**The task**:
Count how many lines contain "components" and reply with that number only.

⟨

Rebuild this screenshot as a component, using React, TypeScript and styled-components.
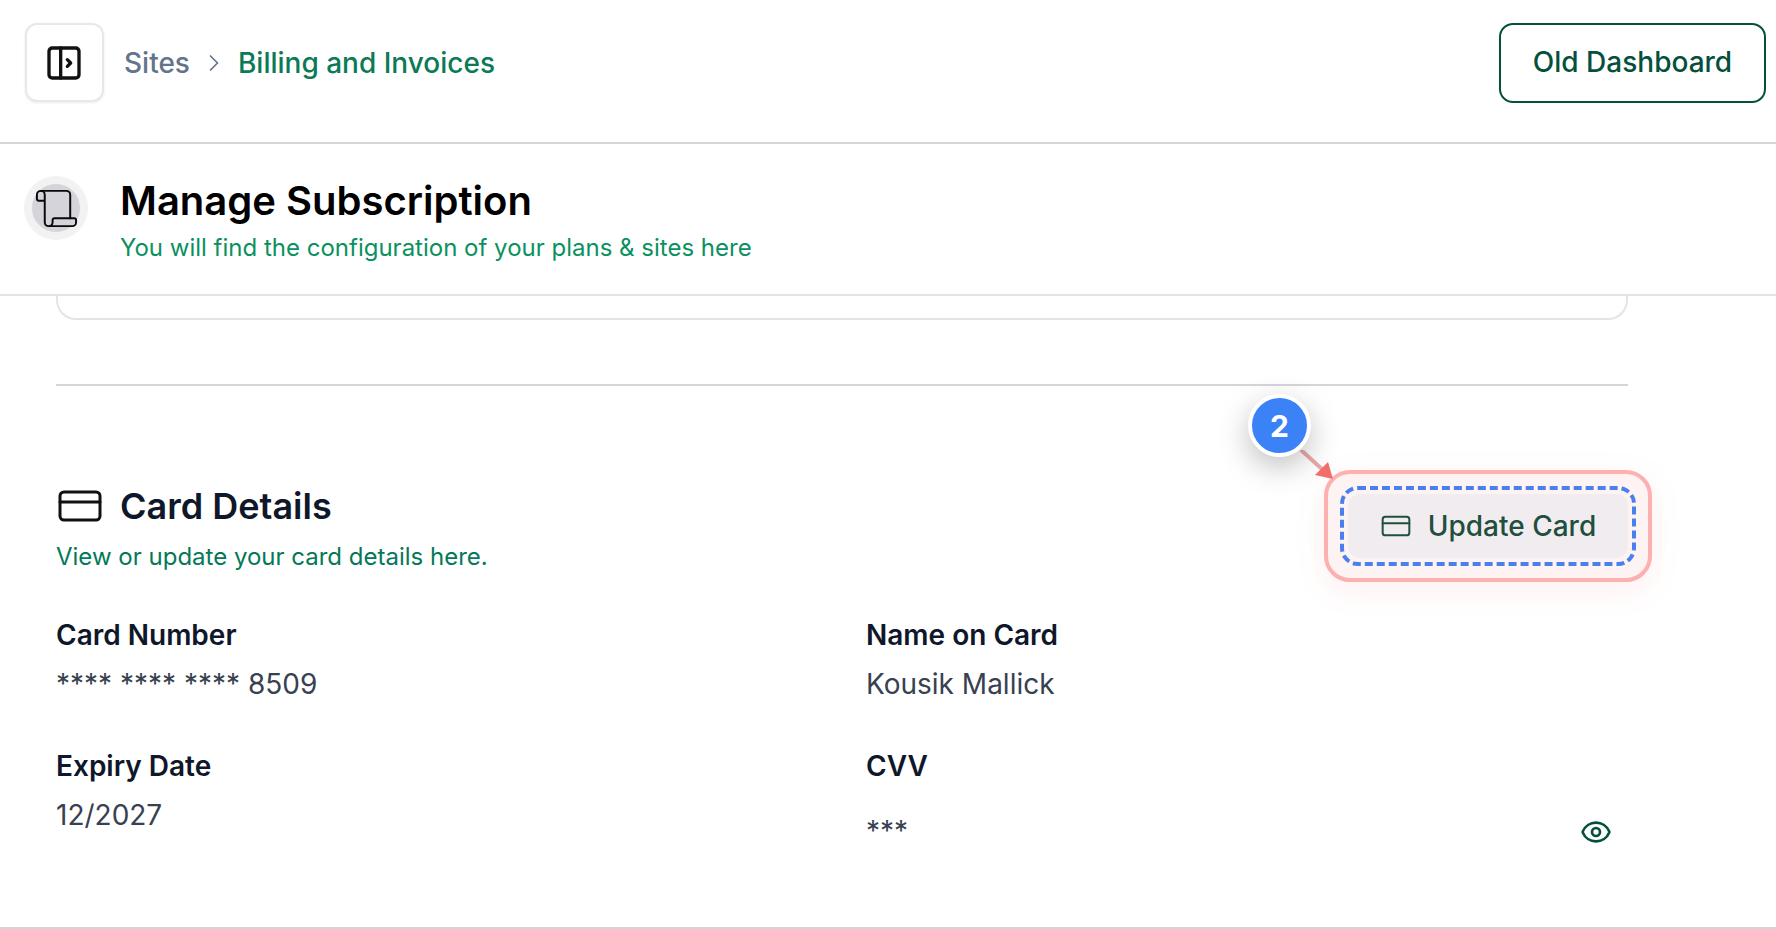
import React from "react";
import styled, { createGlobalStyle } from "styled-components";
import { ChevronRight, CreditCard, Eye, Scroll } from "lucide-react";

const GlobalStyle = createGlobalStyle`
  html, body {
    margin: 0;
    padding: 0;
    background: #ffffff;
  }
  body {
    font-family: Inter, "Liberation Sans", sans-serif;
    overflow: hidden;
  }
`;

const Page = styled.div`
  width: 1776px;
  height: 929px;
  overflow: hidden;
  display: flex;
  flex-direction: column;
`;

const TopBar = styled.header`
  box-sizing: border-box;
  height: 144px;
  flex: none;
  display: flex;
  justify-content: space-between;
  align-items: flex-start;
  padding: 23px 10px 0 25px;
  border-bottom: 2px solid #d4d4da;
`;

const Crumbs = styled.div`
  display: flex;
  align-items: center;
  height: 79px;
`;

const ToggleButton = styled.button`
  box-sizing: border-box;
  width: 79px;
  height: 79px;
  margin-right: 20px;
  padding: 0 2px 0 0;
  display: flex;
  align-items: center;
  justify-content: center;
  background: #fff;
  border: 2px solid #e8e8eb;
  border-radius: 12px;
  box-shadow: 0 1px 3px rgba(0, 0, 0, 0.08);
  color: #111;
`;

const Crumb = styled.span<{ $active?: boolean }>`
  font-size: 28px;
  font-weight: 500;
  color: ${(p) => (p.$active ? "#0b7a57" : "#64748b")};
`;

const CrumbSep = styled.span`
  display: flex;
  margin: 0 10px;
  color: #64748b;
`;

const OldButton = styled.button`
  box-sizing: border-box;
  width: 267px;
  height: 80px;
  padding: 0 0 2px;
  background: #fff;
  border: 2px solid #04503c;
  border-radius: 14px;
  color: #04503c;
  font-family: inherit;
  font-size: 28px;
  font-weight: 500;
`;

const SubHeader = styled.div`
  box-sizing: border-box;
  height: 152px;
  flex: none;
  display: flex;
  align-items: flex-start;
  padding: 32px 0 0 24px;
  border-bottom: 2px solid #e4e4e7;
`;

const IconHalo = styled.div`
  width: 64px;
  height: 64px;
  flex: none;
  border-radius: 50%;
  background: #f2f2f3;
  display: flex;
  align-items: center;
  justify-content: center;
  margin-right: 32px;
`;

const IconDisc = styled.div`
  width: 48px;
  height: 48px;
  border-radius: 50%;
  background: #d4d4da;
  display: flex;
  align-items: center;
  justify-content: center;
  color: #09090b;
`;

const PageTitle = styled.h1`
  margin: -1px 0 0;
  font-size: 40px;
  line-height: 52px;
  font-weight: 600;
  color: #000;
`;

const PageSub = styled.p`
  margin: 5px 0 0;
  font-size: 24px;
  line-height: 32px;
  color: #0b9160;
`;

const Content = styled.main`
  box-sizing: border-box;
  width: 1572px;
  margin-left: 56px;
  flex: 1;
`;

const CardStub = styled.div`
  box-sizing: border-box;
  height: 24px;
  border: 2px solid #e4e4e7;
  border-top: none;
  border-radius: 0 0 20px 20px;
`;

const Divider = styled.hr`
  margin: 64px 0 0;
  border: none;
  border-top: 2px solid #d4d4da;
`;

const Section = styled.section`
  padding-top: 96px;
`;

const SectionHead = styled.div`
  display: flex;
  justify-content: space-between;
  align-items: flex-start;
`;

const TitleRow = styled.div`
  display: flex;
  align-items: center;
  gap: 16px;
  color: #0f172a;
`;

const IconWrap = styled.span`
  display: flex;
  width: 48px;
  justify-content: center;
  color: #111;
`;

const SectionTitle = styled.h2`
  margin: 0;
  font-size: 36px;
  line-height: 44px;
  font-weight: 600;
  color: #0f172a;
`;

const SectionSub = styled.p`
  margin: 11px 0 0;
  font-size: 24px;
  line-height: 32px;
  color: #047857;
`;

const UpdateWrap = styled.div`
  position: relative;
  isolation: isolate;
  margin-top: 12px;
`;

const UpdateButton = styled.button`
  box-sizing: border-box;
  width: 280px;
  height: 64px;
  display: flex;
  align-items: center;
  justify-content: center;
  gap: 16px;
  background: #f1ecf0;
  border: none;
  border-radius: 12px;
  color: #1f4f3d;
  font-family: inherit;
  font-size: 28px;
  font-weight: 500;
`;

const Highlight = styled.div`
  position: absolute;
  box-sizing: border-box;
  left: -24px;
  top: -24px;
  width: 328px;
  height: 112px;
  border: 4px solid #fcb0b0;
  border-radius: 26px;
  background: #fef3f3;
  box-shadow: 0 8px 30px rgba(248, 113, 113, 0.12);
  z-index: -1;
`;

const DashedFrame = styled.div`
  position: absolute;
  box-sizing: border-box;
  left: -8px;
  top: -8px;
  width: 296px;
  height: 80px;
  border: 4px dashed #4a80ee;
  border-radius: 18px;
`;

const Pointer = styled.svg`
  position: absolute;
  left: -48px;
  top: -44px;
`;

const Badge = styled.div`
  position: absolute;
  box-sizing: border-box;
  left: -100px;
  top: -100px;
  width: 63px;
  height: 63px;
  display: flex;
  align-items: center;
  justify-content: center;
  border: 4px solid #fff;
  border-radius: 50%;
  background: #3b82f6;
  box-shadow: 0 10px 30px rgba(0, 0, 0, 0.25);
  color: #fff;
  font-size: 30px;
  font-weight: 700;
`;

const FieldGrid = styled.div`
  display: grid;
  grid-template-columns: 810px 1fr;
  grid-template-rows: 131.4px 131.4px;
  margin-top: 44px;
`;

const Field = styled.div`
  display: flex;
  flex-direction: column;
`;

const FieldLabel = styled.div`
  font-size: 28px;
  line-height: 36px;
  font-weight: 600;
  color: #0f172a;
`;

const FieldValue = styled.div`
  margin-top: 12px;
  font-size: 28px;
  line-height: 38px;
  color: #374151;
`;

const SecretRow = styled.div`
  display: flex;
  justify-content: space-between;
  align-items: center;
  margin-top: 28px;
  padding-right: 16px;
  font-size: 28px;
  line-height: 38px;
  color: #374151;
  height: 38px;
`;

const EyeButton = styled.span`
  display: flex;
  padding-top: 2px;
  color: #04503c;
`;

const BottomLine = styled.hr`
  margin: 0;
  border: none;
  border-top: 2px solid #d4d4da;
`;

const fields = [
  { label: "Card Number", value: "**** **** **** 8509" },
  { label: "Name on Card", value: "Kousik Mallick" },
  { label: "Expiry Date", value: "12/2027" },
];

export default function App() {
  return (
    <>
      <GlobalStyle />
      <Page>
        <TopBar>
          <Crumbs>
            <ToggleButton>
              <svg width="40" height="40" viewBox="0 0 24 24" fill="none" stroke="currentColor" strokeWidth="2" strokeLinecap="round" strokeLinejoin="round">
                <rect x="3" y="3" width="18" height="18" rx="2" />
                <path d="M10 3v18" />
                <path d="m14 10 2 2-2 2" />
              </svg>
            </ToggleButton>
            <Crumb>Sites</Crumb>
            <CrumbSep>
              <ChevronRight size={28} strokeWidth={1.5} />
            </CrumbSep>
            <Crumb $active>Billing and Invoices</Crumb>
          </Crumbs>
          <OldButton>Old Dashboard</OldButton>
        </TopBar>
        <SubHeader>
          <IconHalo>
            <IconDisc>
              <Scroll size={47} strokeWidth={1} />
            </IconDisc>
          </IconHalo>
          <div>
            <PageTitle>Manage Subscription</PageTitle>
            <PageSub>You will find the configuration of your plans &amp; sites here</PageSub>
          </div>
        </SubHeader>
        <Content>
          <CardStub />
          <Divider />
          <Section>
            <SectionHead>
              <div>
                <TitleRow>
                  <IconWrap>
                    <CreditCard size={48} strokeWidth={1.5} />
                  </IconWrap>
                  <SectionTitle>Card Details</SectionTitle>
                </TitleRow>
                <SectionSub>View or update your card details here.</SectionSub>
              </div>
              <UpdateWrap>
                <Highlight />
                <UpdateButton>
                  <CreditCard size={32} strokeWidth={1.5} />
                  Update Card
                </UpdateButton>
                <DashedFrame />
                <Pointer width="60" height="60" viewBox="0 0 60 60">
                  <path d="M1 0 L23 20" stroke="#e9aaaa" strokeWidth="4" />
                  <path d="M33 29 L15 25 L28 12 Z" fill="#f26f6f" />
                </Pointer>
                <Badge>2</Badge>
              </UpdateWrap>
            </SectionHead>
            <FieldGrid>
              {fields.map((f) => (
                <Field key={f.label}>
                  <FieldLabel>{f.label}</FieldLabel>
                  <FieldValue>{f.value}</FieldValue>
                </Field>
              ))}
              <Field>
                <FieldLabel>CVV</FieldLabel>
                <SecretRow>
                  ***
                  <EyeButton>
                    <Eye size={32} strokeWidth={2} />
                  </EyeButton>
                </SecretRow>
              </Field>
            </FieldGrid>
          </Section>
        </Content>
        <BottomLine />
      </Page>
    </>
  );
}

⟩

**Answer**:
2